Is my text uploaded to a server?
No. SHA-256 is computed entirely in your browser via the Web Crypto API. Your text never leaves your device, so it is safe to hash private notes, API keys or file contents here.
What is SHA-256 used for today?
SHA-256 is the current industry standard hash: it secures Bitcoin and other blockchains, backs TLS certificates, verifies software downloads and package integrity (SRI, checksums), and is the default choice for new systems that need a cryptographically strong digest.
Is SHA-256 secure?
Yes, as far as current cryptography knows.
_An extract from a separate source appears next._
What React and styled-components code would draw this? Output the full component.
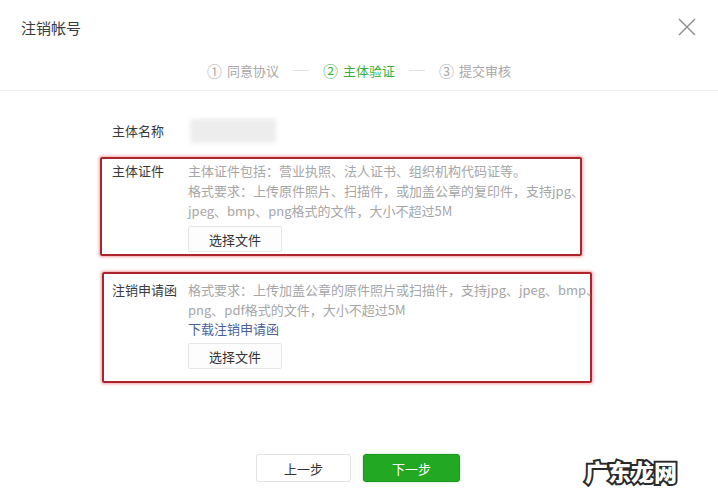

No practical collision or preimage attack against SHA-256 has been found, and it is part of the SHA-2 family recommended by NIST for security-sensitive use today.
How is SHA-256 different from MD5 and SHA-1?
SHA-256 produces a longer 256-bit digest (64 hex characters) versus MD5's 128 bits or SHA-1's 160 bits, and unlike those two, no practical way to forge a matching SHA-256 hash has been demonstrated — which is why it replaced them as the security-grade default.
Can I reverse a SHA-256 hash back into the original text?
No. Hashing is one-way by design — there is no operation that turns the 64-character hex output back into your original input. It is used to prove two pieces of data match, not to store or recover the data itself.
Why does changing one character completely change the hash?
This is the avalanche effect: SHA-256 is built so a single-bit change in the input flips roughly half the output bits. That means the hash cannot be used to detect "similar" text — only whether two inputs are exactly identical.
Why is my SHA-256 hash always 64 characters?
SHA-256 always produces a 256-bit digest, shown as 64 hexadecimal characters, no matter how long the input text is — a single character and an entire document both hash to the same fixed length.